Ils ont terminé l'année avec des prix de véhicules très élevés qui pourraient rebuter les clients potentiels. Selon les analystes, les ventes d'automobiles aux États-Unis ont diminué en 2022 pour atteindre leur niveau le plus bas de la décennie. Et les ventes de Tesla ont beau avoir augmenté de 40 % par rapport à 2021, elles restent en deçà de ses objectifs de croissance ambitieux et des attentes des analystes. Et comme mentionné plus haut, la concurrence s'intensifie. Dans le segment supérieur du marché, des noms familiers comme Mercedes-Benz, BMW et Audi, ainsi que Lucid, Rivian et Polestar, commencent à grignoter des parts de marché.
« Nous avons un tas de voitures qui rivalisent à armes égales avec Tesla dans la mesure où elles sont orientées vers la performance, elles sont luxueuses », a déclaré Brian Moody, rédacteur en chef d'Autotrader. Pendant ce temps, des véhicules comme la Kia EV6, la Ford Mach-E et la Chevy Bolt redessinée commencent à s'attaquer au marché de masse des véhicules électriques. La concurrence s'intensifie également en Chine, un marché crucial pour Tesla et ses rivaux. Tesla représenterait encore 65 % des ventes de véhicules électriques aux États-Unis. Mais ce pourcentage est en baisse, ce que le marché boursier n'aime pas.
L'autre gros problème qui a précipité la chute de l'action Tesla est le rachat de Twitter par Musk. Ce dernier a fondé et dirigé plusieurs entreprises au cours des vingt dernières années, mais son rachat de Twitter l'année dernière n'a rien à voir avec sa gestion de SpaceX, par exemple. L'aura qui entoure Musk - pour ses fans, un génie et un visionnaire - est une des raisons pour lesquelles beaucoup de gens veulent une Tesla. Aujourd'hui, Musk est essentiellement devenu un troll professionnel sur Twitter, publiant des provocations et adoptant allègrement certaines positions de droite depuis son puissant perchoir au sommet du géant des médias sociaux.

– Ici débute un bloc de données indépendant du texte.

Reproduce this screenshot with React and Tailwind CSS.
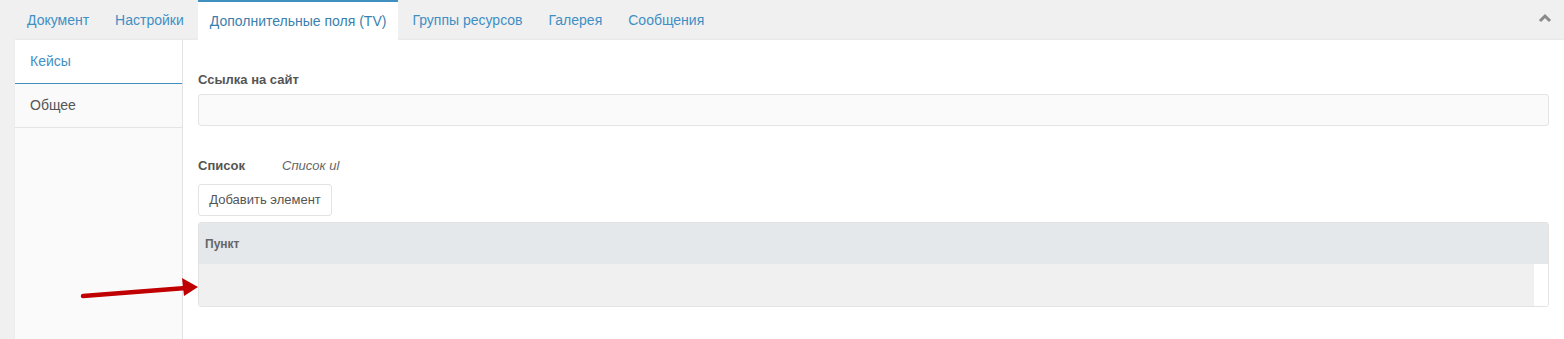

Une enquête de Morning Consult a révélé qu'entre octobre et novembre 2022, la popularité nette de Tesla a chuté de 20 points de pourcentage chez les démocrates et augmenté de 4 points chez les républicains. Cela pourrait affecter les ventes, car les électeurs libéraux ont tendance à être plus susceptibles de vouloir acheter des véhicules électriques. Musk a également dû vendre pour des milliards de dollars d'actions Tesla pour financer l'acquisition de la société de médias sociaux, ce qui a nui au titre. Entre-temps, au grand dam de certains de ses plus ardents défenseurs, le temps qu'il passe sur Twitter réduit le temps dont il dispose pour Tesla.
De nombreux investisseurs de Tesla s'agitent pour que Musk nomme un nouveau patron à la tête de Twitter - comme il a affirmé qu'il le ferait - et prenne du recul par rapport à la société de médias sociaux. « C'est le moment de vérité pour Musk de contrôler les dégâts maintenant ou la douleur brutale continuera », a écrit l'analyste Daniel Ives, un fan de longue date de Tesla qui a critiqué la façon dont Musk a géré l'achat de Twitter. Si la descente de l'action Tesla se poursuit, la valorisation de la société pourrait passer en dessous de celle de la société de médias sociaux Meta, propriétaire des plateformes Facebook, WhatsApp et Instagram.
Avec une baisse de 6,7 % de l'action Tesla dans les échanges de prémarché aux États-Unis vendredi, sa valorisation semble devoir passer sous celle de Meta, alors qu'à un moment donné l'année dernière, elle était presque trois fois plus importante que cette dernière. Si les mouvements de prémarché se maintiennent, Meta aura une valeur marchande de 330,3 milliards de dollars. Il pourrait bien dépasser celle de Tesla qui est de 343 milliards de dollars à l'heure où nous écrivons ces lignes.